Woodrow Truesmith (Eddie Bracken) is in a bar nursing a pint of beer and feeling sorry for himself one night when a group of six soldiers who are just back from fighting in Guadalcanal enter the nightclub and sit down. They have recently lost all their cash at gambling, so only one of them can afford a single beer, but Woodrow overhears and in a fit of generosity he sends them over enough for them all, plus sandwiches, and they head over to his barstool to thank him. But he doesn't look any happier, so they coax out of him his sob story: he was never in the Marines as his father was, because he was discharged with chronic hay fever. How can the soldiers brighten his evening?
They don't so much brighten his evening as send him to fresh depths of misery, entirely unintentionally, in the ironically-titled Hail the Conquering Hero, the supposedly patriotic effort for the then-current Second World War from comedy director Preston Sturges.

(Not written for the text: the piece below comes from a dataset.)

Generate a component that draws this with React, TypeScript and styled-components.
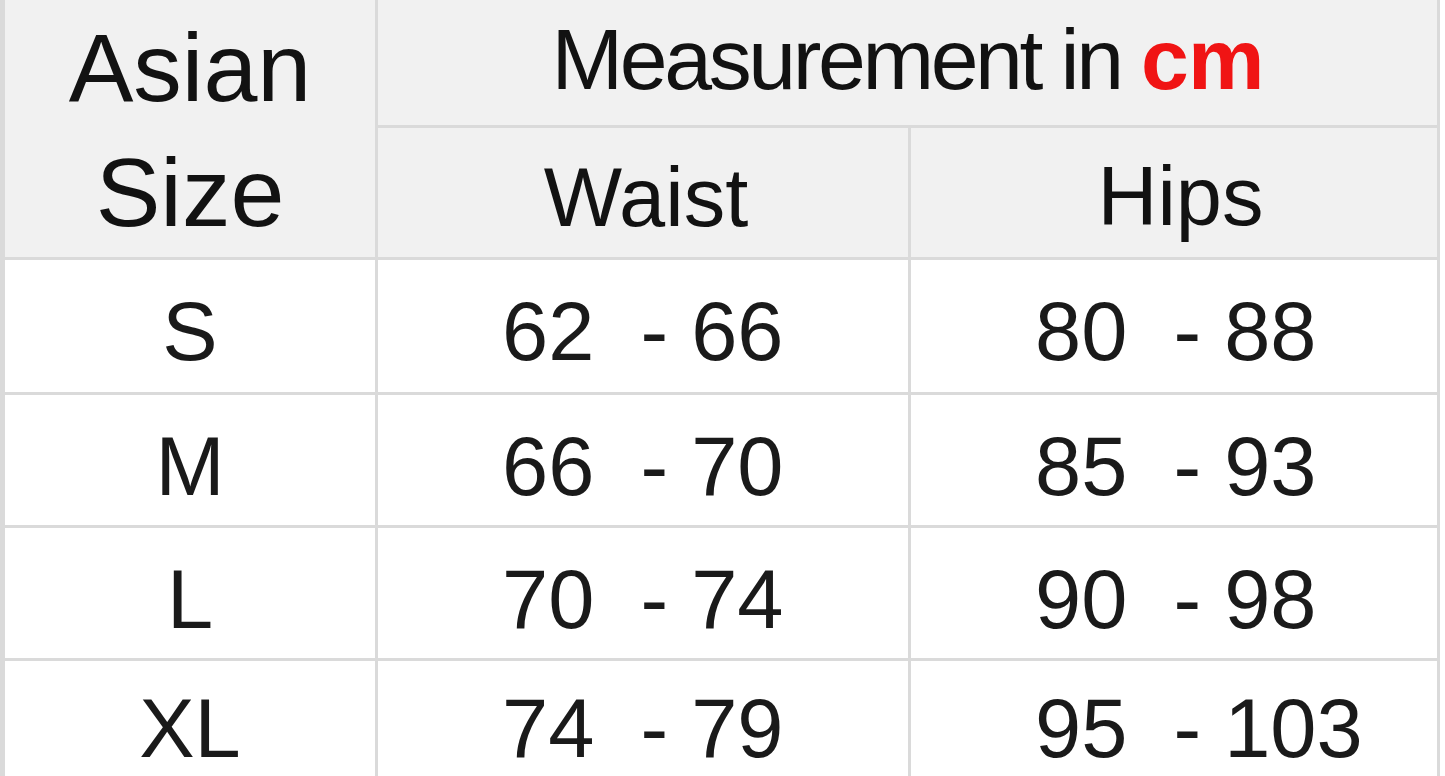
import React from "react";
import styled, { createGlobalStyle } from "styled-components";

const Global = createGlobalStyle`
  html, body { margin: 0; padding: 0; background: #ffffff; }
  body { font-family: "Liberation Sans", Arial, sans-serif; overflow: hidden; }
`;

const Page = styled.div`
  width: 1445px;
  height: 776px;
  overflow: hidden;
  background: #ffffff;
`;

const Sheet = styled.div`
  display: grid;
  width: 1440px;
  box-sizing: border-box;
  grid-template-columns: 370px 530px 526px;
  grid-template-rows: 125px 129px 132px 130px 130px 115px;
  gap: 3px;
  padding: 0 3px 0 5px;
  background: #dadada;
`;

const HeadCell = styled.div<{ $col: string; $row: string; $shift?: number; $dx?: number }>`
  grid-column: ${(p) => p.$col};
  grid-row: ${(p) => p.$row};
  background: #f1f1f1;
  display: flex;
  flex-direction: column;
  align-items: center;
  justify-content: center;
  color: #121212;
  padding-top: ${(p) => Math.max(0, p.$shift ?? 0)}px;
  padding-bottom: ${(p) => Math.max(0, -(p.$shift ?? 0))}px;
  padding-left: ${(p) => p.$dx ?? 0}px;
  box-sizing: border-box;
`;

const SizeLabel = styled.div`
  font-size: 97px;
  line-height: 125px;
  text-align: center;
`;

const Title = styled.div`
  font-size: 86px;
  letter-spacing: -3.4px;
  white-space: pre;
  line-height: 1;
`;

const Unit = styled.span`
  color: #f01414;
  font-weight: bold;
  letter-spacing: -1px;
`;

const ColLabel = styled.div`
  font-size: 83px;
  line-height: 1;
`;

const Cell = styled.div<{ $align: "center" | "start"; $indent: number; $top: number }>`
  background: #ffffff;
  display: flex;
  align-items: flex-start;
  justify-content: ${(p) => (p.$align === "center" ? "center" : "flex-start")};
  padding-left: ${(p) => p.$indent}px;
  padding-top: ${(p) => p.$top}px;
  box-sizing: border-box;
  font-size: 83px;
  line-height: 1;
  color: #1a1a1a;
  white-space: pre;
  overflow: hidden;
`;

const rows: [string, string, string][] = [
  ["S", "62  - 66", "80  - 88"],
  ["M", "66  - 70", "85  - 93"],
  ["L", "70  - 74", "90  - 98"],
  ["XL", "74  - 79", "95  - 103"],
];

const indents = [0, 124, 124];

export default function App() {
  return (
    <Page>
      <Global />
      <Sheet>
        <HeadCell $col="1" $row="1 / span 2" $shift={2}>
          <SizeLabel>
            Asian
            <br />
            Size
          </SizeLabel>
        </HeadCell>
        <HeadCell $col="2 / span 2" $row="1" $shift={-8}>
          <Title>
            Measurement in <Unit>cm</Unit>
          </Title>
        </HeadCell>
        <HeadCell $col="2" $row="2" $shift={10} $dx={6}>
          <ColLabel>Waist</ColLabel>
        </HeadCell>
        <HeadCell $col="3" $row="2" $shift={8} $dx={13}>
          <ColLabel>Hips</ColLabel>
        </HeadCell>
        {rows.map((r, ri) =>
          r.map((v, i) => (
            <Cell
              key={r[0] + i}
              $align={i === 0 ? "center" : "start"}
              $indent={indents[i]}
              $top={ri === rows.length - 1 ? 26 : 30}
            >
              {v}
            </Cell>
          ))
        )}
      </Sheet>
    </Page>
  );
}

He was at that time riding high with a reputation as one of the most vital talents in that field of the early-to-mid-forties, with audiences lapping up his intricately plotted comedies, often with a romantic element, but all that was about to come crashing down, making this entry his last, big hit before he sabotaged his career with his dentistry yarn The Great Moment the following year.
It was rumoured the big studio bosses didn't like Sturges because he tended to get his way on his own movies, and the fact that he created such popular efforts without them interfering with their suggestions was another bone of contention, not least after his censorship-baiting scenarios and dialogue, so they were happy to see him fall. He wasn't a spent force, but one look at this film will tell you why many were so suspicious of him as here he took a long, hard look at patriotism and far from finding it admirable he regarded it as wanting. The masses depicted throughout the plot, represented by Woodrow's home town, are so keen to get behind whatever their country does that it renders them dupes willing to believe any old rubbish as long as it endorses their world view.
Woodrow is not anyone's idea of a war hero, he's never even been overseas with the military having spent a year working in the shipyards and sending an occasional letter home to his mother (Georgia Caine) to tell her he's fine, so the soldiers he meets in the bar (led by the Sergeant, Sturges regular William Demarest) fix it to have his mother believe he is heading home after being injured at Guadalcanal, all to spare her disappointment, but by the time they accompany the hapless chap back to his smalltown they have put on a parade every local has turned out for to welcome him. The more Woodrow protests that he really isn't worth this fuss, the more the townsfolk dismiss this as modesty, and he is built up to demigod status by their constant adulation.
This reaches extremes when Woodrow is implored to become mayor, the soldiers are happy to endorse him having been caught up in the patriotic fervour too, even though they are well aware it's nonsense in this supposed hero's case. The point that Sturges was making, about people believing whatever they most want to believe no matter how much evidence there is to the contrary, was nothing about the rights or wrongs of wartime foreign policy and more about self-delusion when it suits a desperate purpose, brave themes for this era, which proceed to grow darker as the film progresses. Indeed, by the time the frequently enraged Woodrow's sweetheart Libby (Ella Raines, seeming way out of his league) is pledging her love for him even though she's engaged to someone else the laughs have almost entirely dried up, and references to weak politicians and shell-shock make the tone curiously grim. As if to get away with these observations, Sturges ended with a finale which amped up the patriotism to treacly levels, yet after what we'd seen how could we accept it uncritically? Music by Werner Heymann.